Je l’ai religieusement écouté avant de lui poser la question sur le silence des autorités tchadiennes sur ces méfaits, il me regarde froidement et dit, « l’État s’est peu à peu affaissé au Tchad, les responsables sont obsédés par d’autres choses. Les vieux dossiers ne les intéressent pas. À l’époque, le défunt Hissène Habré s’était intéressé à ces questions, mais il n’a pas eu le temps ».
Moi : Et le Maréchal Deby Itno savait?
Lui : Oui, je pense, sous toutes réserves.
Moi : Pourquoi n’a-t-il pas agi?
Lui : Ah! Je ne sais pas…mais fort probablement il aurait estimé que cela ne valait pas la peine, soit que le moment viendra ou même mais que lui ne le fera. J’interprète, lâche-t-il…Bref, ou alors il avait peut-être d’autres combats à mener.
J’étais abasourdi…
Je vous raconte toutes ces anecdotes pour vous dire que les autorités de la transition ont raison de refuser l’entrée du Cameroun dans la production pétrolière. Le pétrole est Tchadien, s’il y a 10% des parts de Savannah à vendre, c’est au Tchad, en premier, que la proposition devrait faite, non pas au Cameroun.
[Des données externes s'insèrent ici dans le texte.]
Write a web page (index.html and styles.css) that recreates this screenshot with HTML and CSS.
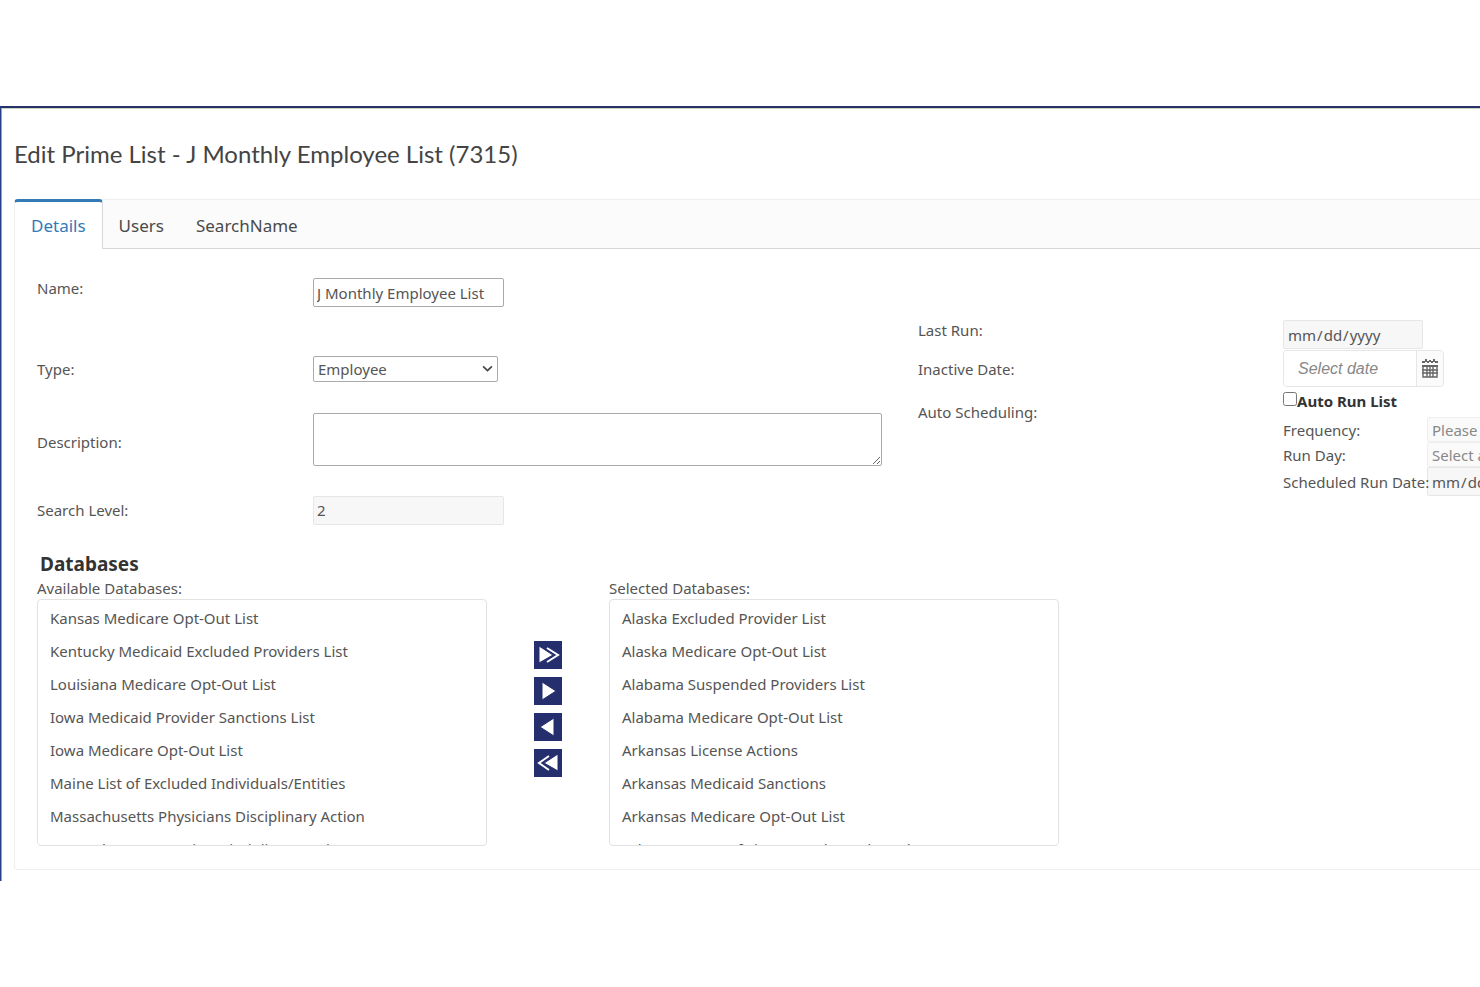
FILE: index.html
```
<!DOCTYPE html>
<html lang="en">
<head>
    <meta charset="UTF-8">
    <meta name="viewport" content="width=device-width, initial-scale=1.0">
    <title>Edit Prime List</title>
    <link rel="stylesheet" href="styles.css">
</head>
<body>

<main class="page">
    <h1>Edit Prime List - J Monthly Employee List (7315)</h1>

    <div class="panel">
        <nav class="tabs">
            <a href="#details" class="tab active">Details</a>
            <a href="#users" class="tab">Users</a>
            <a href="#searchname" class="tab">SearchName</a>
        </nav>

        <form class="details" id="details">
            <div class="form-columns">
                <!-- List details -->
                <div class="fields">
                    <label for="name">Name:</label>
                    <input type="text" id="name" class="field" value="J Monthly Employee List">

                    <label for="type">Type:</label>
                    <div class="select-wrap">
                        <select id="type">
                            <option>Employee</option>
                            <option>Vendor</option>
                        </select>
                        <svg class="chevron" viewBox="0 0 10 8"><path d="M1 2 L5 6 L9 2"/></svg>
                    </div>

                    <label for="description">Description:</label>
                    <textarea id="description"></textarea>

                    <label for="level">Search Level:</label>
                    <input type="text" id="level" class="field" value="2" disabled>
                </div>

                <!-- Scheduling -->
                <div class="schedule">
                    <label for="last-run">Last Run:</label>
                    <input type="date" id="last-run" class="date" disabled>

                    <label for="inactive" class="middle">Inactive Date:</label>
                    <div class="date-picker">
                        <input type="text" id="inactive" placeholder="Select date">
                        <button type="button" aria-label="Open calendar">
                            <svg viewBox="0 0 18 20">
                                <path class="rings" d="M1 3 H4 M6 3 H8 M10 3 H12 M14 3 H17 M5 0 V3 M9 1 V3 M13 0 V3"/>
                                <path class="cells" d="M2 7 V18 H16 V7 M1 11 H17 M1 14 H17 M6 7 V18 M9 7 V18 M12 7 V18"/>
                                <path class="bar" d="M1 7 H17"/>
                            </svg>
                        </button>
                    </div>

                    <span class="auto-label">Auto Scheduling:</span>
                    <div class="auto">
                        <div class="auto-check">
                            <input type="checkbox" id="auto-run"><label for="auto-run">Auto Run List</label>
                        </div>
                        <div class="auto-row">
                            <label for="frequency">Frequency:</label>
                            <select id="frequency" disabled>
                                <option>Please select</option>
                            </select>
                        </div>
                        <div class="auto-row">
                            <label for="run-day">Run Day:</label>
                            <select id="run-day" disabled>
                                <option>Select a day</option>
                            </select>
                        </div>
                        <div class="auto-row">
                            <label for="run-date">Scheduled Run Date:</label>
                            <input type="date" id="run-date" class="date" disabled>
                        </div>
                    </div>
                </div>
            </div>

            <h2>Databases</h2>
            <div class="databases">
                <div class="list">
                    <label for="available">Available Databases:</label>
                    <select id="available" multiple>
                        <option>Kansas Medicare Opt-Out List</option>
                        <option>Kentucky Medicaid Excluded Providers List</option>
                        <option>Louisiana Medicare Opt-Out List</option>
                        <option>Iowa Medicaid Provider Sanctions List</option>
                        <option>Iowa Medicare Opt-Out List</option>
                        <option>Maine List of Excluded Individuals/Entities</option>
                        <option>Massachusetts Physicians Disciplinary Action</option>
                        <option>Massachusetts Nursing Disciplinary Action</option>
                    </select>
                </div>

                <div class="move-buttons">
                    <button type="button" aria-label="Add all">
                        <svg viewBox="0 0 28 28"><path class="outline" d="M13 7 L24 14 L13 21"/><path class="solid" d="M5 5 L19 14 L5 22 Z"/></svg>
                    </button>
                    <button type="button" aria-label="Add">
                        <svg viewBox="0 0 28 28"><path class="solid" d="M8 5 L22 14 L8 23 Z"/></svg>
                    </button>
                    <button type="button" aria-label="Remove">
                        <svg viewBox="0 0 28 28"><path class="solid" d="M20 5 L6 14 L20 23 Z"/></svg>
                    </button>
                    <button type="button" aria-label="Remove all">
                        <svg viewBox="0 0 28 28"><path class="outline" d="M15 7 L5 14 L15 21"/><path class="solid" d="M24 5 L10 14 L24 22 Z"/></svg>
                    </button>
                </div>

                <div class="list">
                    <label for="selected">Selected Databases:</label>
                    <select id="selected" multiple>
                        <option>Alaska Excluded Provider List</option>
                        <option>Alaska Medicare Opt-Out List</option>
                        <option>Alabama Suspended Providers List</option>
                        <option>Alabama Medicare Opt-Out List</option>
                        <option>Arkansas License Actions</option>
                        <option>Arkansas Medicaid Sanctions</option>
                        <option>Arkansas Medicare Opt-Out List</option>
                        <option>Arkansas Dept of Finance Debarred Vendors</option>
                    </select>
                </div>
            </div>
        </form>
    </div>
</main>

</body>
</html>
```
FILE: styles.css
```
* {
    box-sizing: border-box;
}

body {
    margin: 0;
    padding-top: 106px;
    background-color: #fff;
    color: #555;
    font-family: "Noto Sans", "Open Sans", sans-serif;
    font-size: 15px;
    line-height: 20px;
}

input, select, textarea, button {
    margin: 0;
    font-family: inherit;
    font-size: inherit;
    color: inherit;
}

.page {
    border-top: 2px solid #27306b;
    border-left: 1px solid #27408b;
    box-shadow: inset 1px 0 0 #8fbc5a, inset 0 1px 0 #c5d6bb;
    padding: 30px 0 11px 13px;
    overflow: hidden;
}

h1 {
    margin: 0 0 29px;
    font-family: Lato, sans-serif;
    font-size: 24px;
    line-height: 32px;
    font-weight: 400;
    color: #444;
}

.panel {
    border: 1px solid #eee;
    border-right: none;
    border-radius: 4px 0 0 4px;
}

.tabs {
    display: flex;
    height: 50px;
    margin: -1px 0 0 -1px;
    background-color: #fbfbfb;
    border-top: 1px solid #eee;
    border-bottom: 1px solid #d8d8d8;
    border-radius: 4px 0 0 0;
}

.tab {
    padding: 15px 16px 0;
    font-size: 17px;
    line-height: 22px;
    color: #4a4a4a;
    text-decoration: none;
}

.tab.active {
    height: 50px;
    margin-top: -1px;
    padding-top: 13px;
    color: #337ab7;
    background-color: #fff;
    border-top: 3px solid #337ab7;
    border-left: 1px solid #eee;
    border-right: 1px solid #d8d8d8;
    border-radius: 4px 4px 0 0;
}

.details {
    padding: 29px 0 23px 22px;
}

.form-columns {
    display: flex;
    gap: 36px;
}

.fields {
    display: grid;
    grid-template-columns: 276px 569px;
    grid-template-rows: 64px 53px 93px 44px;
    align-items: center;
}

.fields > :nth-child(-n+2) {
    align-self: start;
}

.field, .date {
    height: 29px;
    padding: 0 3px;
    border: 1px solid #aaa;
    border-radius: 2px;
    background-color: #fff;
}

.field {
    width: 191px;
}

.field:disabled, .date:disabled {
    background-color: #f7f7f7;
    border-color: #e6e6e6;
    color: #555;
}

.select-wrap {
    position: relative;
    width: 185px;
}

.select-wrap select {
    display: block;
    width: 100%;
    height: 26px;
    padding: 0 4px;
    border: 1px solid #aaa;
    border-radius: 2px;
    background-color: #fff;
    appearance: none;
}

.chevron {
    position: absolute;
    top: 8px;
    right: 5px;
    width: 11px;
    height: 9px;
    fill: none;
    stroke: #444;
    stroke-width: 1.5;
    pointer-events: none;
}

textarea {
    width: 100%;
    height: 53px;
    margin-bottom: 4px;
    border: 1px solid #aaa;
    border-radius: 2px;
}

.schedule {
    display: grid;
    grid-template-columns: 365px 300px;
    grid-template-rows: 30px 37px auto;
    padding-top: 42px;
}

.schedule .middle {
    align-self: center;
}

.date {
    width: 140px;
}

.date::-webkit-calendar-picker-indicator {
    display: none;
}

.date-picker {
    display: flex;
    width: 161px;
    height: 37px;
    border: 1px solid #e6e6e6;
    border-radius: 4px;
}

.date-picker input {
    width: 133px;
    padding: 0 14px;
    border: none;
    border-right: 1px solid #e6e6e6;
    border-radius: 4px 0 0 4px;
    font-family: "Liberation Sans", Arial, sans-serif;
    font-size: 16px;
    font-style: italic;
}

.date-picker input::placeholder {
    color: #888;
}

.date-picker button {
    flex: 1;
    padding: 0;
    border: none;
    border-radius: 0 4px 4px 0;
    background-color: #fbfbfb;
}

.date-picker svg {
    display: block;
    width: 18px;
    height: 20px;
    margin: 0 auto;
    fill: none;
    stroke: #666;
}

.date-picker .rings {
    stroke-width: 2;
}

.date-picker .cells {
    stroke-width: 1.4;
}

.date-picker .bar {
    stroke-width: 2;
}

.auto-label {
    padding-top: 15px;
}

.auto {
    padding-top: 1px;
}

.auto-check {
    display: flex;
    align-items: center;
    height: 29px;
    padding-bottom: 4px;
    font-weight: 700;
    color: #333;
}

.auto-check input {
    width: 14px;
    height: 14px;
    margin-bottom: 4px;
}

.auto-row {
    display: flex;
    align-items: center;
}

.auto-row label {
    position: relative;
    width: 144px;
    white-space: nowrap;
}

.auto-row select {
    width: 140px;
    height: 25px;
    padding: 0 4px;
    border: 1px solid #eee;
    border-radius: 2px;
    background-color: #fafafa;
    color: #888;
    opacity: 1;
    appearance: none;
}

h2 {
    margin: 20px 0 2px 3px;
    font-size: 19px;
    line-height: 24px;
    font-weight: 700;
    color: #333;
}

.databases {
    display: flex;
    gap: 47px;
}

.list {
    width: 450px;
}

.list label {
    display: block;
    margin-bottom: 1px;
}

.list select {
    display: block;
    width: 100%;
    height: 247px;
    padding: 2px 0 0;
    border: 1px solid #e2e2e2;
    border-radius: 4px;
    background-color: #fff;
    overflow: hidden;
    scrollbar-width: none;
}

.list option {
    min-height: 33px;
    padding: 6px 12px 7px;
    line-height: 20px;
}

.move-buttons {
    display: flex;
    flex-direction: column;
    gap: 8px;
    padding-top: 63px;
}

.move-buttons button {
    width: 28px;
    height: 28px;
    padding: 0;
    border: none;
    background-color: #252f6d;
}

.move-buttons svg {
    display: block;
    width: 28px;
    height: 28px;
}

.solid {
    fill: #fff;
    stroke: #252f6d;
    stroke-width: 1;
}

.outline {
    fill: none;
    stroke: #fff;
    stroke-width: 2;
}
```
La seule explication plausible ce que le Cameroun tente de faire main basse, par ce subterfuge, des 10% du pétrole tchadien. Il a pris goût à sa vieille methode qui lui a jusqu’à là bien réussie. Il faudra une bonne dispute pour être des bons voisins, dit-on. Le Tchad est peut-être enclavé, mais ce n’est pas une raison pour nous « faire nos puits comme si les Tchadiens sont des M’boutoukou (cons) ».